Industry outlook for 2026
Top trucking executives are entering the New Year hopeful that 2026 will finally bring a sustained lift in freight demand, higher spot and contract rates, and a return to profitability across both truckload and less-than-truckload (LTL) operations.
Until such a recovery materializes, most carriers say they are focused on trimming variable costs and tightening operations where they have control.
Old Dominion highlights financial discipline
Old Dominion Freight Line (ODFL) executives stressed discipline and execution of a long-term strategy as they navigate a tough macroeconomic backdrop. President and CEO Kevin M. Freeman said the company is concentrating on factors it can manage while waiting for market conditions to improve.
In the third quarter ODFL reported a 74.3 operating ratio despite lower tonnage, and the carrier insists it is positioning itself to capture profitable growth when the industry inflection arrives.
Network capacity and reserve service centers
ODFL’s finance chief, Adam Satterfield, noted the company has added physical capacity during the freight downturn, opening six service centers since the end of 2022. Several more centers have been finished and are being held in reserve to be activated when demand justifies it.
Satterfield said the company prefers holding some facilities out of active operation rather than opening them prematurely, which would increase line-haul costs, dilute density and push up expenses.
- Six service centers opened since late 2022
- Multiple completed centers kept in reserve
- Preference for limiting operating service centers to control costs
Capacity metrics and historical comparison
ODFL reported roughly 35% excess capacity across its network, a marked increase from the 10–15% of spare capacity it carried during the tight market year of 2021. Executives say that relative excess today should leave them well positioned when an upcycle begins because the industry was capacity-constrained in 2022 and likely will be again when demand rebounds.
LTL and truckload dynamics
Executives at LTL carriers emphasize that overcapacity in the truckload sector is a central drag on pricing and profitability for both truckload and LTL firms.

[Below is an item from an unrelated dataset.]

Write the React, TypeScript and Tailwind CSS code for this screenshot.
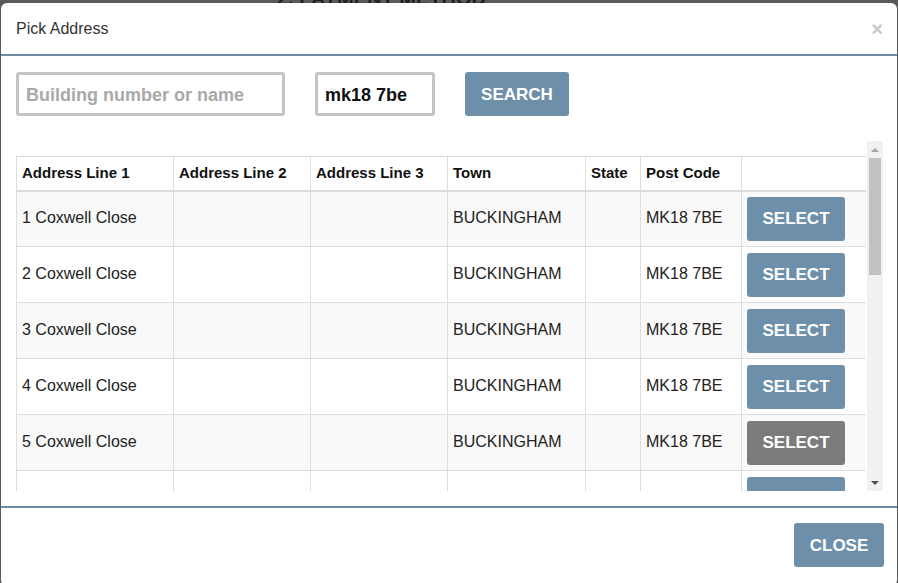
import React from "react";

const rows = [1, 2, 3, 4, 5, 6];

export default function App() {
  return (
    <div
      className="relative w-[898px] h-[583px] overflow-hidden bg-[#5a5a5a]"
      style={{ fontFamily: '"Liberation Sans", Arial, sans-serif' }}
    >
      <div className="absolute left-[277px] top-[-12px] text-[20px] leading-[20px] font-bold text-[#202020] whitespace-nowrap">
        2. PAYMENT METHOD
      </div>
      <div className="relative ml-[1px] mt-[3px] w-[896px] h-[583px] rounded-[6px] bg-white flex flex-col">
        {/* header */}
        <div className="h-[53px] border-b-2 border-[#6b8ba6] flex items-center justify-between pl-[15px] pr-[14px]">
          <span className="text-[16px] text-[#333]">Pick Address</span>
          <span className="text-[20px] font-bold leading-none text-[#c8c8c8] mt-[1px]">×</span>
        </div>
        {/* body */}
        <div className="pl-[15px] pr-[14px] pt-[16px] pb-[15px] h-[450px] flex flex-col">
          <div className="flex items-center h-[44px]">
            <div className="w-[269px] h-[44px] border-[3px] border-[#c4c4c4] rounded-[3px] flex items-center pl-[7px] pt-[3px] text-[18px] font-bold text-[#a9a9a9] whitespace-nowrap">
              Building number or name
            </div>
            <div className="ml-[30px] w-[120px] h-[44px] border-[3px] border-[#c4c4c4] rounded-[3px] flex items-center pl-[7px] pt-[3px] text-[18px] font-bold text-[#111]">
              mk18 7be
            </div>
            <div className="ml-[30px] w-[104px] h-[44px] rounded-[3px] bg-[#6d8faa] flex items-center justify-center pt-[2px] text-[17px] font-bold text-white">
              SEARCH
            </div>
          </div>
          <div className="mt-[25px] h-[350px] flex overflow-hidden">
            <div className="w-[850px] h-[350px] overflow-hidden pt-[15px]">
              <table className="table-fixed border-collapse w-[850px] text-[#222]">
                <colgroup>
                  <col className="w-[157px]" />
                  <col className="w-[137px]" />
                  <col className="w-[137px]" />
                  <col className="w-[138px]" />
                  <col className="w-[55px]" />
                  <col className="w-[101px]" />
                  <col className="w-[125px]" />
                </colgroup>
                <thead>
                  <tr className="h-[34px]">
                    {["Address Line 1", "Address Line 2", "Address Line 3", "Town", "State", "Post Code", ""].map((h, i) => (
                      <th
                        key={i}
                        className="border border-[#dddddd] border-b-2 px-[5px] pt-0 pb-[1px] text-left text-[15px] font-bold text-[#111] whitespace-nowrap align-middle"
                      >
                        {h}
                      </th>
                    ))}
                  </tr>
                </thead>
                <tbody>
                  {rows.map((n) => (
                    <tr key={n} className={n % 2 === 1 ? "bg-[#f9f9f9] h-[56px]" : "bg-white h-[56px]"}>
                      <td className="border border-[#dddddd] px-[5px] pb-[1px] text-[16px] align-middle whitespace-nowrap">
                        {n < 6 ? `${n} Coxwell Close` : ""}
                      </td>
                      <td className="border border-[#dddddd] px-[5px]"></td>
                      <td className="border border-[#dddddd] px-[5px]"></td>
                      <td className="border border-[#dddddd] px-[5px] pb-[1px] text-[16px] align-middle whitespace-nowrap">
                        {n < 6 ? "BUCKINGHAM" : ""}
                      </td>
                      <td className="border border-[#dddddd] px-[5px]"></td>
                      <td className="border border-[#dddddd] px-[5px] pb-[1px] text-[16px] align-middle whitespace-nowrap">
                        {n < 6 ? "MK18 7BE" : ""}
                      </td>
                      <td className="border border-[#dddddd] px-[5px] align-middle">
                        <div
                          className={
                            n === 5
                              ? "w-[98px] h-[44px] rounded-[3px] bg-[#7b7b7b] flex items-center justify-center text-[17px] font-bold text-white"
                              : "w-[98px] h-[44px] rounded-[3px] bg-[#6d8faa] flex items-center justify-center text-[17px] font-bold text-white"
                          }
                        >
                          SELECT
                        </div>
                      </td>
                    </tr>
                  ))}
                </tbody>
              </table>
            </div>
            {/* fake scrollbar */}
            <div className="ml-[1px] w-[16px] h-[350px] bg-[#f1f1f1] flex flex-col items-center">
              <div className="h-[17px] w-full flex items-center justify-center">
                <div className="w-0 h-0 border-l-[4px] border-r-[4px] border-b-[4px] border-l-transparent border-r-transparent border-b-[#a3a3a3]" />
              </div>
              <div className="w-[12px] h-[117px] bg-[#c1c1c1]" />
              <div className="flex-1" />
              <div className="h-[17px] w-full flex items-center justify-center">
                <div className="w-0 h-0 border-l-[4px] border-r-[4px] border-t-[4px] border-l-transparent border-r-transparent border-t-[#505050]" />
              </div>
            </div>
          </div>
        </div>
        {/* footer */}
        <div className="border-t-2 border-[#6b8ba6] flex justify-end pt-[15px] pr-[13px]">
          <div className="w-[90px] h-[44px] rounded-[3px] bg-[#6d8faa] flex items-center justify-center pt-[2px] text-[17px] font-bold text-white">
            CLOSE
          </div>
        </div>
      </div>
    </div>
  );
}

Geoff Muessig, chief marketing officer at Pitt Ohio, said the market currently has ample supply while demand remains subdued.
Unlike many other industries, interstate trucking finds it difficult to remove or add capacity quickly because of the heavy fixed investment in terminals and routing networks—especially for terminal-intensive LTL operations.
Headcount reductions and fleet adjustments
Many carriers responded to weak demand not by shrinking head count alone but by reducing available trucks. UPS eliminated about 48,000 positions last year and still reported net earnings in excess of $5 billion for the year, highlighting how companies have adjusted labor and operational footprints.
Manufacturers of heavy trucks also trimmed production forecasts. Volvo Group reduced its 2025 North American truck sales estimate to 265,000 units, down 10,000 from an earlier forecast, citing new tariffs and tepid demand as reasons for the downgrade.
Manufacturer and analyst comments on uncertainty
Volvo President and CEO Martin Lundstedt said customers are in a 'wait-and-see' posture amid the high level of market uncertainty, and that the company has built a strong platform for the future in North America despite short-term burdens.
Jason Seidl, a transportation analyst at TD Cowen, described a mixed landscape in which carriers see positives in tax policy and rate outlooks but worry about tariffs and consumer confidence, while the broader industrial economy remains challenged.
Prospects for market equilibrium
Industry leaders say a sustainable recovery hinges on the truckload sector moving toward market equilibrium so pricing can normalize. Peter Latta, chairman of A. Duie Pyle, said a demand-driven return to healthier pricing would benefit both truckload and LTL networks and is the preferred path to recovery.
Carriers and analysts alike will be watching early 2026 for any signs that demand is strengthening enough to reduce excess capacity and restore margins across the sector.